Entries with page source code:
====================

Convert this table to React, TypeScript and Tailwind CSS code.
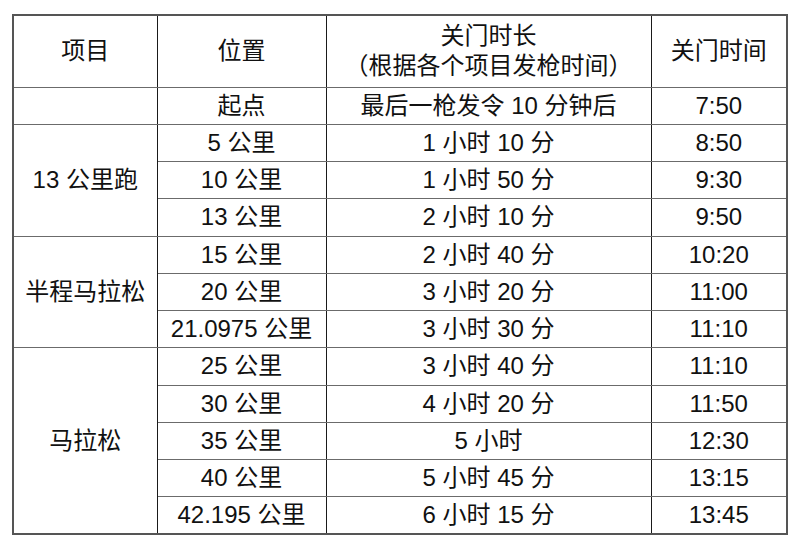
const rows: { group?: string; span?: number; pos: string; dur: string; time: string; noGroup?: boolean }[] = [
  { pos: "起点", dur: "最后一枪发令 10 分钟后", time: "7:50", group: "", span: 1 },
  { pos: "5 公里", dur: "1 小时 10 分", time: "8:50", group: "13 公里跑", span: 3 },
  { pos: "10 公里", dur: "1 小时 50 分", time: "9:30", noGroup: true },
  { pos: "13 公里", dur: "2 小时 10 分", time: "9:50", noGroup: true },
  { pos: "15 公里", dur: "2 小时 40 分", time: "10:20", group: "半程马拉松", span: 3 },
  { pos: "20 公里", dur: "3 小时 20 分", time: "11:00", noGroup: true },
  { pos: "21.0975 公里", dur: "3 小时 30 分", time: "11:10", noGroup: true },
  { pos: "25 公里", dur: "3 小时 40 分", time: "11:10", group: "马拉松", span: 5 },
  { pos: "30 公里", dur: "4 小时 20 分", time: "11:50", noGroup: true },
  { pos: "35 公里", dur: "5 小时", time: "12:30", noGroup: true },
  { pos: "40 公里", dur: "5 小时 45 分", time: "13:15", noGroup: true },
  { pos: "42.195 公里", dur: "6 小时 15 分", time: "13:45", noGroup: true },
];

const cell = "border-x border-x-[#1a1a1a] border-y border-y-[#6b6b6b] text-center align-middle p-0 whitespace-nowrap";

export default function App() {
  return (
    <div
      className="w-[800px] h-[548px] bg-white pt-[14px] pl-[12px] text-[24px] leading-[30px] text-[#111]"
      style={{ fontFamily: '"Liberation Sans", "Noto Sans CJK SC", sans-serif' }}
    >
      <table className="table-fixed border-collapse border-2 border-[#555] w-[774px]">
        <colgroup>
          <col className="w-[144px]" />
          <col className="w-[169px]" />
          <col className="w-[325px]" />
          <col className="w-[136px]" />
        </colgroup>
        <thead>
          <tr className="h-[72px]">
            <th className={`${cell} font-normal`}>项目</th>
            <th className={`${cell} font-normal`}>位置</th>
            <th className={`${cell} font-normal`}>
              <div>关门时长</div>
              <div>（根据各个项目发枪时间）</div>
            </th>
            <th className={`${cell} font-normal`}>关门时间</th>
          </tr>
        </thead>
        <tbody>
          {rows.map((r, i) => (
            <tr key={i} className="h-[37.25px]">
              {!r.noGroup && (
                <td className={cell} rowSpan={r.span}>
                  {r.group}
                </td>
              )}
              <td className={cell}>{r.pos}</td>
              <td className={cell}>{r.dur}</td>
              <td className={cell}>{r.time}</td>
            </tr>
          ))}
        </tbody>
      </table>
    </div>
  );
}
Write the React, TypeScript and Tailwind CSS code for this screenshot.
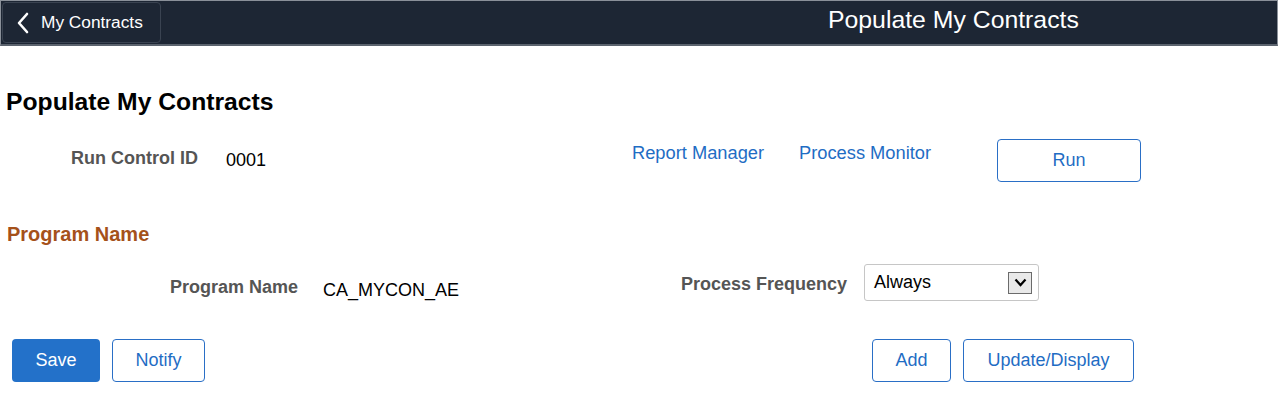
import React from 'react';

const font = { fontFamily: '"Liberation Sans", Arial, sans-serif' };

function OutlineButton({ label, className }: { label: string; className: string }) {
  return (
    <button
      className={`h-[43px] shrink-0 rounded-[4px] border border-[#2a6fc6] bg-white text-[18px] text-[#1f6dc4] ${className}`}
    >
      {label}
    </button>
  );
}

export default function App() {
  return (
    <div className="w-[1278px] h-[403px] bg-white text-black" style={font}>
      {/* banner */}
      <div className="h-[46px] bg-[#1d2634] border-t border-x border-[#8a9099] border-b-2 border-b-[#5b636e] flex items-center relative">
        <button className="ml-[1px] h-[41px] w-[159px] rounded-[4px] border border-[#3a4351] bg-[#1d2634] flex items-center pl-[13px] text-white text-[17.3px]">
          <svg width="14" height="22" viewBox="0 0 14 22" className="mr-[11px]">
            <polyline points="11,2 3,11 11,20" fill="none" stroke="white" strokeWidth="2.6" strokeLinecap="round" strokeLinejoin="round" />
          </svg>
          My Contracts
        </button>
        <div className="absolute left-[827px] top-[4px] text-[24.8px] leading-[30px] text-white">Populate My Contracts</div>
      </div>

      <h1 className="ml-[6px] mt-[42px] text-[24.7px] font-bold leading-[28px]">Populate My Contracts</h1>

      {/* run control row */}
      <div className="flex items-start mt-[23px] h-[43px]">
        <div className="ml-[71px] w-[155px] shrink-0 pt-[10px] text-[18px] leading-[18px] font-bold text-[#555]">Run Control ID</div>
        <div className="w-[406px] shrink-0 pt-[12px] text-[18px] leading-[18px]">0001</div>
        <a className="w-[167px] shrink-0 pt-[5px] text-[18.3px] leading-[18px] text-[#1f6dc4]">Report Manager</a>
        <a className="w-[198px] shrink-0 pt-[5px] text-[18.3px] leading-[18px] text-[#1f6dc4]">Process Monitor</a>
        <OutlineButton label="Run" className="w-[144px]" />
      </div>

      <h2 className="ml-[7px] mt-[41px] text-[20px] leading-[22px] font-bold text-[#a5511a]">Program Name</h2>

      {/* program row */}
      <div className="flex items-start mt-[19px] h-[37px]">
        <div className="ml-[170px] w-[153px] shrink-0 pt-[14px] text-[18px] leading-[18px] font-bold text-[#555]">Program Name</div>
        <div className="w-[358px] shrink-0 pt-[17px] text-[18px] leading-[18px]">CA_MYCON_AE</div>
        <div className="w-[183px] shrink-0 pt-[11px] text-[18px] leading-[18px] font-bold text-[#555]">Process Frequency</div>
        <div className="h-[37px] w-[175px] shrink-0 rounded-[3px] border border-[#c6c6c6] flex items-center justify-between pl-[9px] pr-[6px] text-[18px]">
          <span>Always</span>
          <span className="w-[24px] h-[22px] border border-[#6b6b6b] bg-[#e9e9e9] flex items-center justify-center">
            <svg width="13" height="9" viewBox="0 0 13 9">
              <polyline points="1.5,1.5 6.5,7 11.5,1.5" fill="none" stroke="black" strokeWidth="2.2" />
            </svg>
          </span>
        </div>
      </div>

      {/* action row */}
      <div className="flex items-start mt-[38px]">
        <button className="ml-[12px] h-[43px] w-[88px] shrink-0 rounded-[4px] bg-[#2371c9] text-white text-[18px]">Save</button>
        <OutlineButton label="Notify" className="ml-[12px] w-[93px]" />
        <OutlineButton label="Add" className="ml-[667px] w-[79px]" />
        <OutlineButton label="Update/Display" className="ml-[12px] w-[171px]" />
      </div>
    </div>
  );
}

====================

(Do this) Pictures stay out of the copy; please restate every record above exactly.

(Solution to this task)
Convert this table to React, TypeScript and Tailwind CSS code.
const rows: { group?: string; span?: number; pos: string; dur: string; time: string; noGroup?: boolean }[] = [
  { pos: "起点", dur: "最后一枪发令 10 分钟后", time: "7:50", group: "", span: 1 },
  { pos: "5 公里", dur: "1 小时 10 分", time: "8:50", group: "13 公里跑", span: 3 },
  { pos: "10 公里", dur: "1 小时 50 分", time: "9:30", noGroup: true },
  { pos: "13 公里", dur: "2 小时 10 分", time: "9:50", noGroup: true },
  { pos: "15 公里", dur: "2 小时 40 分", time: "10:20", group: "半程马拉松", span: 3 },
  { pos: "20 公里", dur: "3 小时 20 分", time: "11:00", noGroup: true },
  { pos: "21.0975 公里", dur: "3 小时 30 分", time: "11:10", noGroup: true },
  { pos: "25 公里", dur: "3 小时 40 分", time: "11:10", group: "马拉松", span: 5 },
  { pos: "30 公里", dur: "4 小时 20 分", time: "11:50", noGroup: true },
  { pos: "35 公里", dur: "5 小时", time: "12:30", noGroup: true },
  { pos: "40 公里", dur: "5 小时 45 分", time: "13:15", noGroup: true },
  { pos: "42.195 公里", dur: "6 小时 15 分", time: "13:45", noGroup: true },
];

const cell = "border-x border-x-[#1a1a1a] border-y border-y-[#6b6b6b] text-center align-middle p-0 whitespace-nowrap";

export default function App() {
  return (
    <div
      className="w-[800px] h-[548px] bg-white pt-[14px] pl-[12px] text-[24px] leading-[30px] text-[#111]"
      style={{ fontFamily: '"Liberation Sans", "Noto Sans CJK SC", sans-serif' }}
    >
      <table className="table-fixed border-collapse border-2 border-[#555] w-[774px]">
        <colgroup>
          <col className="w-[144px]" />
          <col className="w-[169px]" />
          <col className="w-[325px]" />
          <col className="w-[136px]" />
        </colgroup>
        <thead>
          <tr className="h-[72px]">
            <th className={`${cell} font-normal`}>项目</th>
            <th className={`${cell} font-normal`}>位置</th>
            <th className={`${cell} font-normal`}>
              <div>关门时长</div>
              <div>（根据各个项目发枪时间）</div>
            </th>
            <th className={`${cell} font-normal`}>关门时间</th>
          </tr>
        </thead>
        <tbody>
          {rows.map((r, i) => (
            <tr key={i} className="h-[37.25px]">
              {!r.noGroup && (
                <td className={cell} rowSpan={r.span}>
                  {r.group}
                </td>
              )}
              <td className={cell}>{r.pos}</td>
              <td className={cell}>{r.dur}</td>
              <td className={cell}>{r.time}</td>
            </tr>
          ))}
        </tbody>
      </table>
    </div>
  );
}
Write the React, TypeScript and Tailwind CSS code for this screenshot.
import React from 'react';

const font = { fontFamily: '"Liberation Sans", Arial, sans-serif' };

function OutlineButton({ label, className }: { label: string; className: string }) {
  return (
    <button
      className={`h-[43px] shrink-0 rounded-[4px] border border-[#2a6fc6] bg-white text-[18px] text-[#1f6dc4] ${className}`}
    >
      {label}
    </button>
  );
}

export default function App() {
  return (
    <div className="w-[1278px] h-[403px] bg-white text-black" style={font}>
      {/* banner */}
      <div className="h-[46px] bg-[#1d2634] border-t border-x border-[#8a9099] border-b-2 border-b-[#5b636e] flex items-center relative">
        <button className="ml-[1px] h-[41px] w-[159px] rounded-[4px] border border-[#3a4351] bg-[#1d2634] flex items-center pl-[13px] text-white text-[17.3px]">
          <svg width="14" height="22" viewBox="0 0 14 22" className="mr-[11px]">
            <polyline points="11,2 3,11 11,20" fill="none" stroke="white" strokeWidth="2.6" strokeLinecap="round" strokeLinejoin="round" />
          </svg>
          My Contracts
        </button>
        <div className="absolute left-[827px] top-[4px] text-[24.8px] leading-[30px] text-white">Populate My Contracts</div>
      </div>

      <h1 className="ml-[6px] mt-[42px] text-[24.7px] font-bold leading-[28px]">Populate My Contracts</h1>

      {/* run control row */}
      <div className="flex items-start mt-[23px] h-[43px]">
        <div className="ml-[71px] w-[155px] shrink-0 pt-[10px] text-[18px] leading-[18px] font-bold text-[#555]">Run Control ID</div>
        <div className="w-[406px] shrink-0 pt-[12px] text-[18px] leading-[18px]">0001</div>
        <a className="w-[167px] shrink-0 pt-[5px] text-[18.3px] leading-[18px] text-[#1f6dc4]">Report Manager</a>
        <a className="w-[198px] shrink-0 pt-[5px] text-[18.3px] leading-[18px] text-[#1f6dc4]">Process Monitor</a>
        <OutlineButton label="Run" className="w-[144px]" />
      </div>

      <h2 className="ml-[7px] mt-[41px] text-[20px] leading-[22px] font-bold text-[#a5511a]">Program Name</h2>

      {/* program row */}
      <div className="flex items-start mt-[19px] h-[37px]">
        <div className="ml-[170px] w-[153px] shrink-0 pt-[14px] text-[18px] leading-[18px] font-bold text-[#555]">Program Name</div>
        <div className="w-[358px] shrink-0 pt-[17px] text-[18px] leading-[18px]">CA_MYCON_AE</div>
        <div className="w-[183px] shrink-0 pt-[11px] text-[18px] leading-[18px] font-bold text-[#555]">Process Frequency</div>
        <div className="h-[37px] w-[175px] shrink-0 rounded-[3px] border border-[#c6c6c6] flex items-center justify-between pl-[9px] pr-[6px] text-[18px]">
          <span>Always</span>
          <span className="w-[24px] h-[22px] border border-[#6b6b6b] bg-[#e9e9e9] flex items-center justify-center">
            <svg width="13" height="9" viewBox="0 0 13 9">
              <polyline points="1.5,1.5 6.5,7 11.5,1.5" fill="none" stroke="black" strokeWidth="2.2" />
            </svg>
          </span>
        </div>
      </div>

      {/* action row */}
      <div className="flex items-start mt-[38px]">
        <button className="ml-[12px] h-[43px] w-[88px] shrink-0 rounded-[4px] bg-[#2371c9] text-white text-[18px]">Save</button>
        <OutlineButton label="Notify" className="ml-[12px] w-[93px]" />
        <OutlineButton label="Add" className="ml-[667px] w-[79px]" />
        <OutlineButton label="Update/Display" className="ml-[12px] w-[171px]" />
      </div>
    </div>
  );
}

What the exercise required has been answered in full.